Detour
- Author: Martin M. Goldsmith
- Language: English
- Genre: Crime novel
- Published: 1939
- Publisher: The Macauley Co.
- Publication place: United States
- Media type: Print (clothbound hardcover)
- Pages: 248

= Detour (Goldsmith novel) =

1939 novel by Martin M. Goldsmith

Detour is a 1939 novel by Martin M. Goldsmith. The author adapted his novel into the noted 1945 film noir of the same name.

The book, subtitled An Extraordinary Tale, was published by the Macaulay Company.
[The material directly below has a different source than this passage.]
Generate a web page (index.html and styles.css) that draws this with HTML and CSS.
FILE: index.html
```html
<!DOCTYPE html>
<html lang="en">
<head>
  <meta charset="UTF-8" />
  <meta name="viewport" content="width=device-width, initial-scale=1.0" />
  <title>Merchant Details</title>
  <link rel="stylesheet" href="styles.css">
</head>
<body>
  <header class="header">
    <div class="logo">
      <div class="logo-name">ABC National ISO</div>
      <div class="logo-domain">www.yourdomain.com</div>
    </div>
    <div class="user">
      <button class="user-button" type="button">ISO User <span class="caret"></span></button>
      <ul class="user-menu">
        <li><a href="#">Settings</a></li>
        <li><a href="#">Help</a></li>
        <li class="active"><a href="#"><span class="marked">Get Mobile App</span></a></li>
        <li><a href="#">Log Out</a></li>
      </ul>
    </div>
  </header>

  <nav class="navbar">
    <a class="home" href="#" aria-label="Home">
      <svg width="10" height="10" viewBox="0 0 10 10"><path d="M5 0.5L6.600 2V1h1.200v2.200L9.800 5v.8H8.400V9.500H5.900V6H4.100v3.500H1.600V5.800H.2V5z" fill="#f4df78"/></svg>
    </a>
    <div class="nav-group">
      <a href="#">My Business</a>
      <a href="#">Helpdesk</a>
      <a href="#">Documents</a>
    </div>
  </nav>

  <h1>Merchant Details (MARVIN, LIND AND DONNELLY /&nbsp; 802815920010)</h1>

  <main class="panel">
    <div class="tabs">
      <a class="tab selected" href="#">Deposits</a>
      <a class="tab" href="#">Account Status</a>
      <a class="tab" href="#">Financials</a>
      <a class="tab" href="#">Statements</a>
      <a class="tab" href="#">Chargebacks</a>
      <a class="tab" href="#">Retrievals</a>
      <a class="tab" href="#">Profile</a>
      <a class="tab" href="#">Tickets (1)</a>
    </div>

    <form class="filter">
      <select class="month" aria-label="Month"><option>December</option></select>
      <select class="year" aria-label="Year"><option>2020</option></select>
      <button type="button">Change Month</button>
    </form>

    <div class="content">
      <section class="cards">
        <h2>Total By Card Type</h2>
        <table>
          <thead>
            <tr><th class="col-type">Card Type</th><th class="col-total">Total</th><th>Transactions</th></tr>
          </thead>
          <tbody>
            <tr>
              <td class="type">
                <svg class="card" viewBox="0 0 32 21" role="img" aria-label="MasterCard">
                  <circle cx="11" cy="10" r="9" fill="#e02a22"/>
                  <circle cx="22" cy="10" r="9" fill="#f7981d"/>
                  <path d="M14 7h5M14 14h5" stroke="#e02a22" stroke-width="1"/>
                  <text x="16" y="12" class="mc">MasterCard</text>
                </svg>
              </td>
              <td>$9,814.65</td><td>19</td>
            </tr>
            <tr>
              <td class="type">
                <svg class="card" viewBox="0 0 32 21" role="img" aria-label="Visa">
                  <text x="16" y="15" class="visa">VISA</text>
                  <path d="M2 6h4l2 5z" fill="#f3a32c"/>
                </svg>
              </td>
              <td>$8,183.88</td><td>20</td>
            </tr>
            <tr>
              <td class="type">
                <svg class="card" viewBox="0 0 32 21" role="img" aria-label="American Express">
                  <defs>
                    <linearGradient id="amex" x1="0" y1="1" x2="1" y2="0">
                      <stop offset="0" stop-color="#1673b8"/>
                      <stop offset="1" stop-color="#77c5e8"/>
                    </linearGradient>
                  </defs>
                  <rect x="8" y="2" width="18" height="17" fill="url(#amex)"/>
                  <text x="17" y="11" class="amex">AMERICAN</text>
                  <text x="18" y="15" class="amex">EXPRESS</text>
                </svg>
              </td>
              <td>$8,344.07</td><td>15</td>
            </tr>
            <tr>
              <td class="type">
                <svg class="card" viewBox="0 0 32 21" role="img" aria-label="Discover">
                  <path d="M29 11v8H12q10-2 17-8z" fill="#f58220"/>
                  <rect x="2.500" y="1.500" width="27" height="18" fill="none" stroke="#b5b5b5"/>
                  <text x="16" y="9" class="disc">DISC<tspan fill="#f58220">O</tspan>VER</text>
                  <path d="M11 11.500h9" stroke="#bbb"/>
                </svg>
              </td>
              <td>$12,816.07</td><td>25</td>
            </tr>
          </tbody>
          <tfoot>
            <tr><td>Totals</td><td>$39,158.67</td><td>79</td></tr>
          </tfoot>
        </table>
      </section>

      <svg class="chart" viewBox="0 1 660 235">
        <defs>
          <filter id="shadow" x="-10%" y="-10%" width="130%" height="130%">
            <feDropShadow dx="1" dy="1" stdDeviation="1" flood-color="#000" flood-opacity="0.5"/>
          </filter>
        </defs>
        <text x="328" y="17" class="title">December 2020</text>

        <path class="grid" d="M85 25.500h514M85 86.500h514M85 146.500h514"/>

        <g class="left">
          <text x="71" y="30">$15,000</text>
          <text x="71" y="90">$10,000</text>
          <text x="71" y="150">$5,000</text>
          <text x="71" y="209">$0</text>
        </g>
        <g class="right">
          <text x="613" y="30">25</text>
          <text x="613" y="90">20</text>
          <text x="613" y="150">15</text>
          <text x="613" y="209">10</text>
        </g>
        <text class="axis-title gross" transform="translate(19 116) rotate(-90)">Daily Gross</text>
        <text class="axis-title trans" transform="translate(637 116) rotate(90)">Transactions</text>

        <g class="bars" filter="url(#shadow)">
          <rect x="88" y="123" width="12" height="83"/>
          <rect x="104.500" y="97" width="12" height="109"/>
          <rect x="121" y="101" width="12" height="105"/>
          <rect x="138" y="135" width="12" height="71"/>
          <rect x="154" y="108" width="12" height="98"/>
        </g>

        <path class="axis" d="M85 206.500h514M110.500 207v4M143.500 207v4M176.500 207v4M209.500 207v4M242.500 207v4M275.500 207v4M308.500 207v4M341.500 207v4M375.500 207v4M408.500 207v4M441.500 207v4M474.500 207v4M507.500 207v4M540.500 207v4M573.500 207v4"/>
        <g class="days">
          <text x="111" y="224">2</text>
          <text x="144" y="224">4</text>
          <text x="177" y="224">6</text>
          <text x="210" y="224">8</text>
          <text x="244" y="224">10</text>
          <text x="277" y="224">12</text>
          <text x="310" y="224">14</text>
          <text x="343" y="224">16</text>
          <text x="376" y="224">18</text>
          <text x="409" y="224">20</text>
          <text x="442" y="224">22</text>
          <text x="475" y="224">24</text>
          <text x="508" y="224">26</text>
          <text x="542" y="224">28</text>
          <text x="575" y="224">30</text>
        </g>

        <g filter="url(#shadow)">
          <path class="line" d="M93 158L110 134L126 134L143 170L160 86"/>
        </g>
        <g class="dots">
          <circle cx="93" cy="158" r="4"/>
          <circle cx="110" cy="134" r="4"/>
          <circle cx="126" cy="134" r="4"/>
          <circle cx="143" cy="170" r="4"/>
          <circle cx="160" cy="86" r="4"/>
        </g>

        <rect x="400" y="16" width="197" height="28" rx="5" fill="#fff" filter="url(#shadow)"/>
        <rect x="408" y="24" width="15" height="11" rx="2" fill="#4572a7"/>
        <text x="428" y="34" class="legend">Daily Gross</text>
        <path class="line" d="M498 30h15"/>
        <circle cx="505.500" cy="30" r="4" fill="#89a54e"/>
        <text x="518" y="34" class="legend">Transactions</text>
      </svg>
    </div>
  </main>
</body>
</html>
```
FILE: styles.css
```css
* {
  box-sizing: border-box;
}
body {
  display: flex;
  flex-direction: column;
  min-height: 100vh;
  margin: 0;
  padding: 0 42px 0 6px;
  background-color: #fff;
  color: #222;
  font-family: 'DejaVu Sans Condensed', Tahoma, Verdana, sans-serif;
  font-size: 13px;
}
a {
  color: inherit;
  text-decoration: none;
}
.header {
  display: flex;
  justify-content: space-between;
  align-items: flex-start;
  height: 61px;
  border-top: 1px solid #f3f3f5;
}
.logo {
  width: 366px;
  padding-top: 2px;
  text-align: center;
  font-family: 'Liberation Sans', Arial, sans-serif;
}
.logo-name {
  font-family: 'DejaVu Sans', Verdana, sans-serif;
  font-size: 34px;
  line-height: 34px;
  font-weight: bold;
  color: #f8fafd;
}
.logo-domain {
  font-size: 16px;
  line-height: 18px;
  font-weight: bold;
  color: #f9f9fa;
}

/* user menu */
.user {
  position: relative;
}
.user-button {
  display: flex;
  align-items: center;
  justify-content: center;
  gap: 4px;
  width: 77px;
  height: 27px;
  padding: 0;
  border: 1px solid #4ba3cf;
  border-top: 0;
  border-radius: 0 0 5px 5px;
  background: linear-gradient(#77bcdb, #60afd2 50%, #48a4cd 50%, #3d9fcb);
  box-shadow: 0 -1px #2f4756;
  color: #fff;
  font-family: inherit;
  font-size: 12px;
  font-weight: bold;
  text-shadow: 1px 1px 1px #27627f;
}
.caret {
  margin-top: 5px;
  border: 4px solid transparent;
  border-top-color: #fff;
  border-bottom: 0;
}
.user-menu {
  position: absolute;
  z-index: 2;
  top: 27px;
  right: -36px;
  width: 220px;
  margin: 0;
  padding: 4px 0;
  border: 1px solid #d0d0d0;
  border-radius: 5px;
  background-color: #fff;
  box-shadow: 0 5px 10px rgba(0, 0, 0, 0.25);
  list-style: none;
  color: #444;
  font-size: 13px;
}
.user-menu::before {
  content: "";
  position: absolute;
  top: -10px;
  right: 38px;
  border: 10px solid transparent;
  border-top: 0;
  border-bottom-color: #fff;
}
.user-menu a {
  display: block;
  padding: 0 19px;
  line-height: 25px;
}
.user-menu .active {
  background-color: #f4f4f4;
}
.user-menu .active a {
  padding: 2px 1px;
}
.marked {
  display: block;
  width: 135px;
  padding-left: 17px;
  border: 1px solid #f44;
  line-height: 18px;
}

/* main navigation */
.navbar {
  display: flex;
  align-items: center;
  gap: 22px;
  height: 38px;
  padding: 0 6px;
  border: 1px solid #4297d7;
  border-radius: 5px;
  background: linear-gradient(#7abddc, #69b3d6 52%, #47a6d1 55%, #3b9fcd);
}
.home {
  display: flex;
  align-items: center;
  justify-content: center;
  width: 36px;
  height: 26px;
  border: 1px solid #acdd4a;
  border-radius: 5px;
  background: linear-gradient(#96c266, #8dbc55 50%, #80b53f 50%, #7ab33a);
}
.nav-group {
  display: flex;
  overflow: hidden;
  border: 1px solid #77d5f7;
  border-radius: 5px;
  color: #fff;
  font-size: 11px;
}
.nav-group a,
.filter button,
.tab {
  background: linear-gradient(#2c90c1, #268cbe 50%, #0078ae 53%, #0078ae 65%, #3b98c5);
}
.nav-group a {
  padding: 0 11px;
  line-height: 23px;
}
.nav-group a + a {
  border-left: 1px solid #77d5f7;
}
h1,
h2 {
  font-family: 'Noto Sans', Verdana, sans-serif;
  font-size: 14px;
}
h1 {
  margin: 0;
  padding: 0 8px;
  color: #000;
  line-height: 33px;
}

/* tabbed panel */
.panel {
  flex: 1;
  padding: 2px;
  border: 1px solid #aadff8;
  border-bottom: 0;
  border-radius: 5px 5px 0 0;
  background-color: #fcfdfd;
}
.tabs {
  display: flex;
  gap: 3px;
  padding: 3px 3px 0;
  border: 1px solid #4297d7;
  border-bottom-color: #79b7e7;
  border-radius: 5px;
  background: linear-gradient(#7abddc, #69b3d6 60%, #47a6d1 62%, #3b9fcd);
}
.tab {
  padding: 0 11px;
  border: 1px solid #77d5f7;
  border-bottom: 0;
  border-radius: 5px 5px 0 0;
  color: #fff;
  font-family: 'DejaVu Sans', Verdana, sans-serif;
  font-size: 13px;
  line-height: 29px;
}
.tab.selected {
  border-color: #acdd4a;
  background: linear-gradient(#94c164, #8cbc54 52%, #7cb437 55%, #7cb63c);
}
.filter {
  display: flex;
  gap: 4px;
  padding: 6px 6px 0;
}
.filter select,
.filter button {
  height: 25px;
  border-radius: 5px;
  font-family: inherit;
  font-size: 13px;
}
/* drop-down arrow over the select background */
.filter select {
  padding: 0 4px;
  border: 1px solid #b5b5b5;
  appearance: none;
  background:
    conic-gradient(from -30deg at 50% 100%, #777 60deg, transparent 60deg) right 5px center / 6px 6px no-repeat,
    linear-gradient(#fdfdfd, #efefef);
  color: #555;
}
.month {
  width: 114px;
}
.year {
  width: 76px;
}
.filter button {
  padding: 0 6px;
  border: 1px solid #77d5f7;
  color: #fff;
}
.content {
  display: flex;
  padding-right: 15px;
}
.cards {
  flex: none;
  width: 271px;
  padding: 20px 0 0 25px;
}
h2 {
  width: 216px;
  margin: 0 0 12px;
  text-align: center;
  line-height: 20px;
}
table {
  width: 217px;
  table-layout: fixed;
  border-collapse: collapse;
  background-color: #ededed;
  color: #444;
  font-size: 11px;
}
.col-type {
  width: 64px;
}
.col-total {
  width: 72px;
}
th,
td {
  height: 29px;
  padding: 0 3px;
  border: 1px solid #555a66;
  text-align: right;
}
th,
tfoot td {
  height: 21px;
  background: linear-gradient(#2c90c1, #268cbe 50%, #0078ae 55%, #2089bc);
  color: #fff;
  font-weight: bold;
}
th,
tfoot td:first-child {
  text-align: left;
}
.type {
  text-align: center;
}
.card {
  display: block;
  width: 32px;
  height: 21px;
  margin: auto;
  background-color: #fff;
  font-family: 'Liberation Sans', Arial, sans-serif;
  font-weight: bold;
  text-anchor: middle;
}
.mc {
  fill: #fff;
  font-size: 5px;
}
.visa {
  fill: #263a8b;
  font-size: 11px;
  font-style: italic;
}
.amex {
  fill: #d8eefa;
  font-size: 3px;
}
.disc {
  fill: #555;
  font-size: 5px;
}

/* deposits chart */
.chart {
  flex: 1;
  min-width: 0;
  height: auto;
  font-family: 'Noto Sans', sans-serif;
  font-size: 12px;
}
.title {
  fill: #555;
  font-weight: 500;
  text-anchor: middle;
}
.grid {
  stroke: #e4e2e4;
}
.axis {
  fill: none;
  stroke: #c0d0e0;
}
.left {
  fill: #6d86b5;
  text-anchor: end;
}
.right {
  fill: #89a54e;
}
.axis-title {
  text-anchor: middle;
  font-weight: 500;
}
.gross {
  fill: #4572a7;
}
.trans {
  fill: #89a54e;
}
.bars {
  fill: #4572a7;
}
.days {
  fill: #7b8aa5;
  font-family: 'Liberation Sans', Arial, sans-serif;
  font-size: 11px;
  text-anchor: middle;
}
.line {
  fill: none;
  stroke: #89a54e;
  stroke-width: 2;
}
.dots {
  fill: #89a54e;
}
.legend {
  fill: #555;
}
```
Its plot is similar to the movie to which it was later adapted, except that the main character's name was changed from "Alexander Roth" to "Al Roberts," the narrative alternates between the perspective of Roth and Sue Harvey, and erotic passages were removed.
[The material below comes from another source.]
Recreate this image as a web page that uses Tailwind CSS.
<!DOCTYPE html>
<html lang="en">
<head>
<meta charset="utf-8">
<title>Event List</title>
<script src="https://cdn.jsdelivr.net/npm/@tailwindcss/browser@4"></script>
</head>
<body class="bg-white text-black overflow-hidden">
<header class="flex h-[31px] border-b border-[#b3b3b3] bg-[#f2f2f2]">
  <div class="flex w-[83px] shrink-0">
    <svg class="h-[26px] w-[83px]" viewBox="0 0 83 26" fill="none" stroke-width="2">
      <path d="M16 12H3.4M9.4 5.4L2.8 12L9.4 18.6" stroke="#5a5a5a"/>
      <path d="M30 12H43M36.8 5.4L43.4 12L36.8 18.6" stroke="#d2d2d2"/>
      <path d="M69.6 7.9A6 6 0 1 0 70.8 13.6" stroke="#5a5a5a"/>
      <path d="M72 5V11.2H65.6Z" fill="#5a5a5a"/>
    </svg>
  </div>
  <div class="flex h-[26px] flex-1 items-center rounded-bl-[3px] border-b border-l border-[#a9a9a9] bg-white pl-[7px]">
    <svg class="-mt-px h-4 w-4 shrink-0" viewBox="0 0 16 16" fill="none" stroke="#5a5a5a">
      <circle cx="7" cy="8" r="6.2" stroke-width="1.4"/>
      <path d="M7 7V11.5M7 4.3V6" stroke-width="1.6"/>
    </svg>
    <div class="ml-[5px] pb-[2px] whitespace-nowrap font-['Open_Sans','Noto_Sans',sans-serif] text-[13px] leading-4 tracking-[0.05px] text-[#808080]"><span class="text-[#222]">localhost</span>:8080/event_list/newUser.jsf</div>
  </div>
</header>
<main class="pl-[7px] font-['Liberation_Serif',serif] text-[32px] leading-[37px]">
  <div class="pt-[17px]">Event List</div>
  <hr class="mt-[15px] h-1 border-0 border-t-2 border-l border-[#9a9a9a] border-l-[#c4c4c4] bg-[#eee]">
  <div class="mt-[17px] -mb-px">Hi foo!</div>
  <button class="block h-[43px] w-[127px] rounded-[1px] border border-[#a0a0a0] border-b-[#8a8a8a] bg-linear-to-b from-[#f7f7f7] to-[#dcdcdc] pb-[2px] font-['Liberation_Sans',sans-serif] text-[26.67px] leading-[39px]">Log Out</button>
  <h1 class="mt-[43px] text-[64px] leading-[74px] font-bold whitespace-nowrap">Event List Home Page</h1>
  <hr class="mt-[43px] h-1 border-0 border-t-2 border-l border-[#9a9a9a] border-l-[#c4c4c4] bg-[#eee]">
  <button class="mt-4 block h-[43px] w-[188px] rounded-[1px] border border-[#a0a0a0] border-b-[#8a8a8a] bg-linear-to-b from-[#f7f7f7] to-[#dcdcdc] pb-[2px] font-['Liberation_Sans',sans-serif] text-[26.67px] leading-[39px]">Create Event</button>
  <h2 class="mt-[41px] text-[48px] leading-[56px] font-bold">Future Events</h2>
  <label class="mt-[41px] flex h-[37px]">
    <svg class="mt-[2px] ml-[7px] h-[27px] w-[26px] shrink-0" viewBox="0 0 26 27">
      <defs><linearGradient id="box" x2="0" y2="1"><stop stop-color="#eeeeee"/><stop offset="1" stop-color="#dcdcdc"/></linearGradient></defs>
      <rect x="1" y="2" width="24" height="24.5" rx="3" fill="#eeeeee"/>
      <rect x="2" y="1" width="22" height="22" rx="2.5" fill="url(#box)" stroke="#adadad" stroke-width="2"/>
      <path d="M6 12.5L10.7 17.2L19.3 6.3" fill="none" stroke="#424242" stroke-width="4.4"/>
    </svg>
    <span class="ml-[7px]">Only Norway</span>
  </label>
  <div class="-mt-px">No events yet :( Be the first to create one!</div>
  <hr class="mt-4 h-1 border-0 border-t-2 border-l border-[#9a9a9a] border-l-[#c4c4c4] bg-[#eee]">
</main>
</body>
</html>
The novel ends with much the same fatalistic line used in the movie: "God or Fate or some mysterious force can put the finger on you or on me for no good reason at all." In the film version of the novel, the reference to God is removed.

== Reception ==
The film Detour has achieved considerable acclaim as a defining movie of the film noir era, despite its low budget. However, the novel, long out of print, did not have the same fate.

A 2019 review in The Daily Beast argued that the original novel was even better than the movie which came after it.